Wednesday, March 09, 2005

Well, I go away for a week and the whole world goes topsy-turvy. Greenspan is outed by Harry Reid for the political hack he has become. Lebanese protests force their pro-Syrian PM out of office, and then even bigger protests look to be bringing him back in. Oil hovers well over $50/barrel. Long-term US interest rates seem finally to be rising.

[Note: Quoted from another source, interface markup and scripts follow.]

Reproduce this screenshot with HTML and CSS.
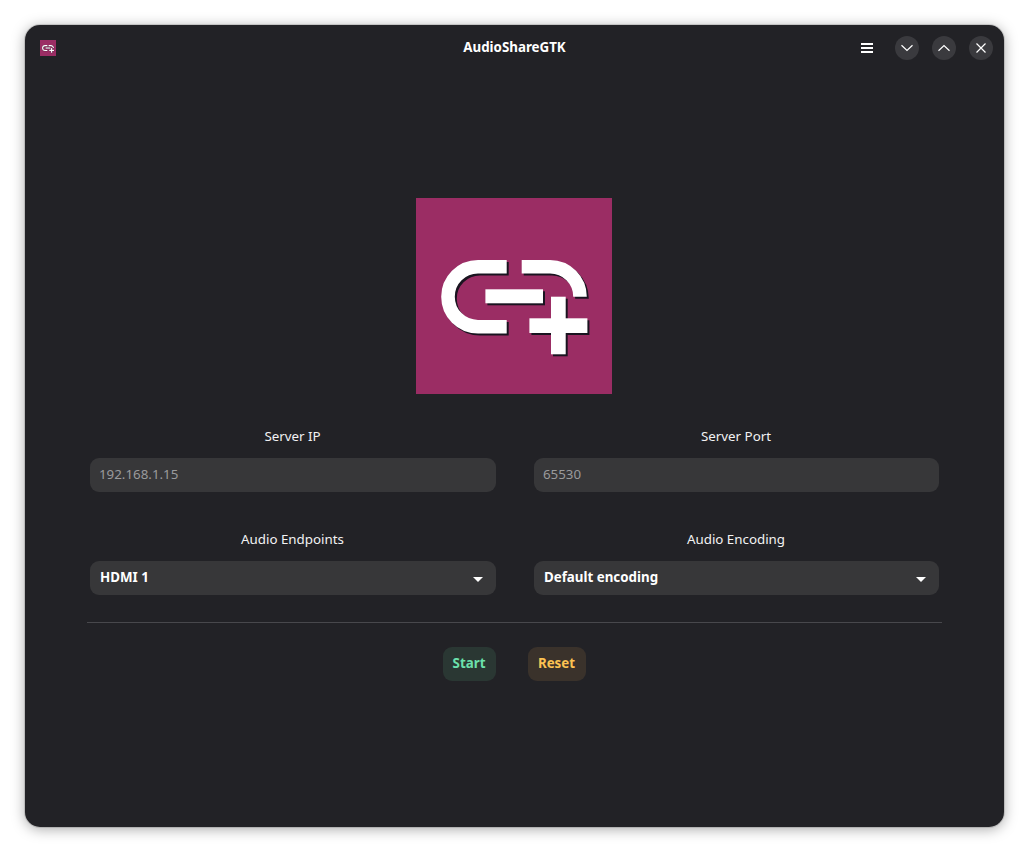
FILE: index.html
```html
<!DOCTYPE html>
<html lang="en">
<head>
<meta charset="utf-8">
<title>AudioShareGTK</title>
<link rel="stylesheet" href="styles.css">
</head>
<body>
<svg class="defs" width="0" height="0" aria-hidden="true">
  <defs>
    <g id="logo-mark">
      <rect width="196" height="196" fill="#9b2d64"/>
      <g class="mark-shadow">
        <g fill="none" stroke="#fff" stroke-width="13.6">
          <path d="M90.7 68.7H62a30 30 0 0 0 0 60h28.7"/>
          <path d="M105.7 68.7H134a30 30 0 0 1 30 30"/>
        </g>
        <g fill="#fff">
          <rect x="69.4" y="91.3" width="57.6" height="14"/>
          <rect x="113.4" y="120.3" width="58" height="14.7"/>
          <rect x="135" y="98.7" width="14.7" height="57.6"/>
        </g>
      </g>
    </g>
  </defs>
</svg>
<main class="window">
  <header class="titlebar">
    <div class="titlebar-start">
      <svg class="app-icon" viewBox="0 0 196 196"><use href="#logo-mark"/></svg>
    </div>
    <h1 class="title">AudioShareGTK</h1>
    <div class="titlebar-end">
      <button class="menu-button" aria-label="Menu">
        <svg width="12" height="10" viewBox="0 0 12 10"><path fill="#fff" d="M0 0h12v2H0zM0 4h12v2H0zM0 8h12v2H0z"/></svg>
      </button>
      <button class="win-button" aria-label="Minimize">
        <svg width="12" height="8" viewBox="0 0 12 8"><path class="win-glyph" d="M.5 1.2 6 6.5l5.500-5.300"/></svg>
      </button>
      <button class="win-button" aria-label="Maximize">
        <svg width="12" height="8" viewBox="0 0 12 8"><path class="win-glyph" d="M.5 6.800 6 1.500l5.500 5.300"/></svg>
      </button>
      <button class="win-button" aria-label="Close">
        <svg width="10" height="10" viewBox="0 0 10 10"><path class="win-glyph" d="M.5.500l9 9M9.500.500l-9 9"/></svg>
      </button>
    </div>
  </header>
  <section class="content">
    <svg class="logo" viewBox="0 0 196 196"><use href="#logo-mark"/></svg>
    <div class="form-grid">
      <div class="field">
        <label class="field-label">Server IP</label>
        <div class="entry">192.168.1.15</div>
      </div>
      <div class="field">
        <label class="field-label">Server Port</label>
        <div class="entry">65530</div>
      </div>
      <div class="field">
        <label class="field-label">Audio Endpoints</label>
        <div class="dropdown"><span>HDMI 1</span><i class="caret"></i></div>
      </div>
      <div class="field">
        <label class="field-label">Audio Encoding</label>
        <div class="dropdown"><span>Default encoding</span><i class="caret"></i></div>
      </div>
    </div>
    <hr class="separator">
    <div class="actions">
      <button class="action action-start">Start</button>
      <button class="action action-reset">Reset</button>
    </div>
  </section>
</main>
</body>
</html>
```
FILE: styles.css
```css
* { box-sizing: border-box; }
html, body { margin: 0; height: 100%; }
body {
  width: 1029px;
  height: 852px;
  padding: 25px;
  background: #fff;
  overflow: hidden;
  font-family: "Noto Sans", sans-serif;
  color: #fff;
}
.defs { display: block; height: 0; width: 0; overflow: hidden; }
.mark-shadow { filter: drop-shadow(2px 2px 0.6px #1a1420); }
.window {
  width: 979px;
  height: 802px;
  background: #222226;
  border-radius: 15px;
  box-shadow: 0 2px 14px rgba(0, 0, 0, 0.35), 0 0 0 1px rgba(0, 0, 0, 0.12);
  display: flex;
  flex-direction: column;
}
.titlebar {
  display: grid;
  grid-template-columns: 1fr auto 1fr;
  align-items: center;
  height: 46px;
  padding: 0 11px;
}
.app-icon { display: block; width: 16px; height: 16px; margin-left: 4px; }
.title {
  margin: 0;
  font-size: 13.33px;
  font-weight: 700;
  line-height: 20px;
  position: relative;
  top: -1px;
}
.titlebar-end {
  display: flex;
  justify-content: flex-end;
  align-items: center;
  gap: 13px;
}
.menu-button, .win-button {
  display: flex;
  align-items: center;
  justify-content: center;
  border: 0;
  padding: 0;
}
.menu-button { width: 24px; height: 24px; background: transparent; margin-right: 3px; }
.win-button { width: 24px; height: 24px; border-radius: 50%; background: #3a3a3e; }
.win-glyph { fill: none; stroke: #fff; stroke-width: 1.2; }
.content {
  display: flex;
  flex-direction: column;
  align-items: center;
  padding-top: 127px;
}
.logo { display: block; width: 196px; height: 196px; margin-left: -1px; }
.form-grid {
  display: grid;
  grid-template-columns: 406px 405px;
  column-gap: 38px;
  row-gap: 36px;
  margin-top: 31px;
}
.field { display: flex; flex-direction: column; align-items: stretch; }
.field-label {
  font-size: 13.33px;
  line-height: 22px;
  height: 22px;
  margin-bottom: 11px;
  padding-right: 1px;
  text-align: center;
  color: #f2f2f3;
}
.entry, .dropdown {
  height: 34px;
  border-radius: 9px;
  background: #373739;
  font-size: 13.33px;
  line-height: 33px;
}
.entry { padding: 0 9px; color: #9a9a9c; }
.dropdown {
  display: flex;
  align-items: center;
  justify-content: space-between;
  padding: 0 13px 2px 10px;
  font-weight: 700;
}
.caret {
  width: 0;
  height: 0;
  border-left: 5px solid transparent;
  border-right: 5px solid transparent;
  border-top: 5px solid #fff;
  margin-top: 4px;
}
.separator {
  width: 855px;
  height: 1px;
  margin: 27px 0 24px;
  border: 0;
  background: #48484c;
}
.actions { display: flex; gap: 32px; }
.action {
  height: 34px;
  padding: 0 1px 2px 0;
  border: 0;
  border-radius: 9px;
  font-family: inherit;
  font-size: 13.33px;
  font-weight: 700;
}
.action-start { width: 53px; background: #2a3733; color: #6ce0ac; }
.action-reset { width: 58px; background: #3a322b; color: #fcc252; }
```
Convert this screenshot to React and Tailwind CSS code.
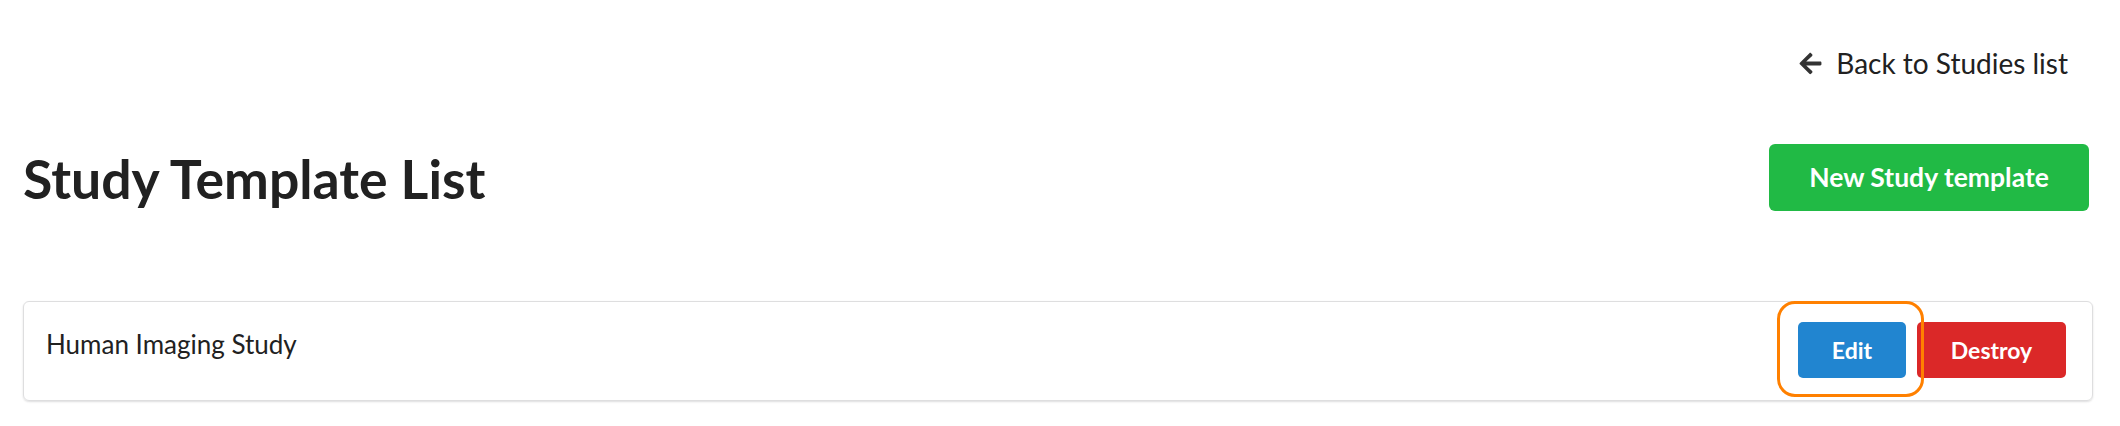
import { FaArrowLeft } from "react-icons/fa";

export default function App() {
  return (
    <div className="w-[2120px] h-[426px] bg-white font-['Lato',sans-serif] text-[#212121] pl-[23px] pr-[27px]">
      <div className="flex justify-end pt-[48px] pr-[25px]">
        <a href="#" className="flex items-center gap-[13px] text-[28px] leading-[31px] text-[#212121]">
          <FaArrowLeft className="text-[#333333] w-[25px] h-[25px]" />
          <span>Back to Studies list</span>
        </a>
      </div>

      <div className="flex items-center justify-between mt-[65px] h-[67px]">
        <h1 className="text-[53.5px] leading-[64px] font-bold">Study Template List</h1>
        <button className="mr-[4px] w-[320px] h-[67px] rounded-[6px] bg-[#21ba45] text-white text-[26.5px] font-bold">
          New Study template
        </button>
      </div>

      <div className="mt-[90px] h-[100px] rounded-[6px] border border-[#dededf] shadow-[0_1px_2px_0_rgba(34,36,38,0.15)] flex items-start justify-between pl-[22px] pr-[26px] pt-[20px]">
        <div className="pt-[7px] text-[26px] leading-[30px]">Human Imaging Study</div>
        <div className="flex gap-[11px]">
          <span className="relative">
            <button className="h-[56px] w-[108px] rounded-[5px] bg-[#2185d0] text-white text-[23px] font-bold">
              Edit
            </button>
            <span className="absolute -left-[21px] -right-[18px] -top-[21px] -bottom-[19px] rounded-[18px] border-[3px] border-[#ff8000]" />
          </span>
          <button className="h-[56px] w-[149px] rounded-[5px] bg-[#db2828] text-white text-[23px] font-bold">
            Destroy
          </button>
        </div>
      </div>
    </div>
  );
}
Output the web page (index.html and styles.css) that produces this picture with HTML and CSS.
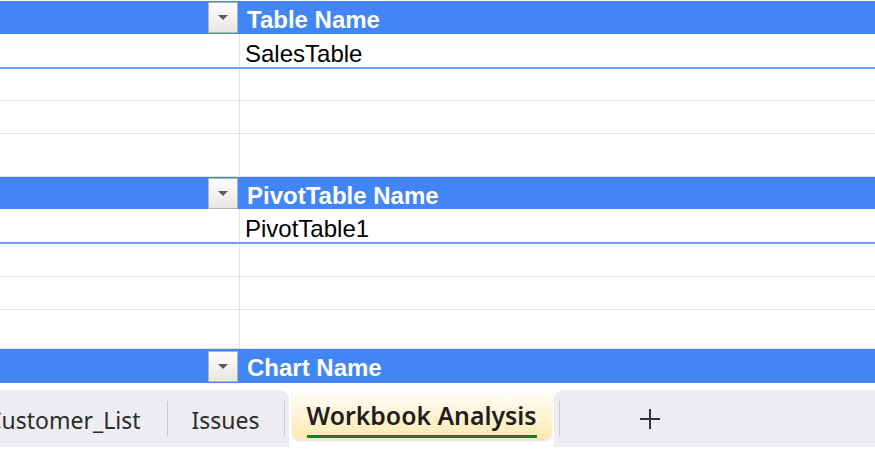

I'm especially interested in the sudden turn-around in US inflation sentiments. It was only a month ago that the market took the comments of Atlanta Fed President Jack Guynn to mean that the Fed was almost done with rate hikes. Now the talk is all about the end, all right, but of the "measured" rhetoric.
Fed policy makers this month may drop their commitment to lift the federal funds rate at a ``measured'' pace in favor of more ``flexible'' and ``hawkish'' language, which may push debt yields higher, John Herrmann, director of economic commentary at Cantor Viewpoint, said in a research note yesterday.
From January 2004 to January 2005, US personal consumption expenditures have risen at a quick 5.7% annual clip. Strangely, annual PCE inflation is still just 2.2%, though, and even lower over the last six months (1.9% annualized) and three months (1.4% annualized). For all the inflation talk, the durable goods sector in particular is still struggling to gain any pricing traction according to the PCE data.

Stephen Roach highlighted for us on Monday the doldrums in which US wages still wallow. Without rising real wages and with the threat of rising real interest rates, one might just finally begin to see that slowdown in overall US consumption begin to creep up on us.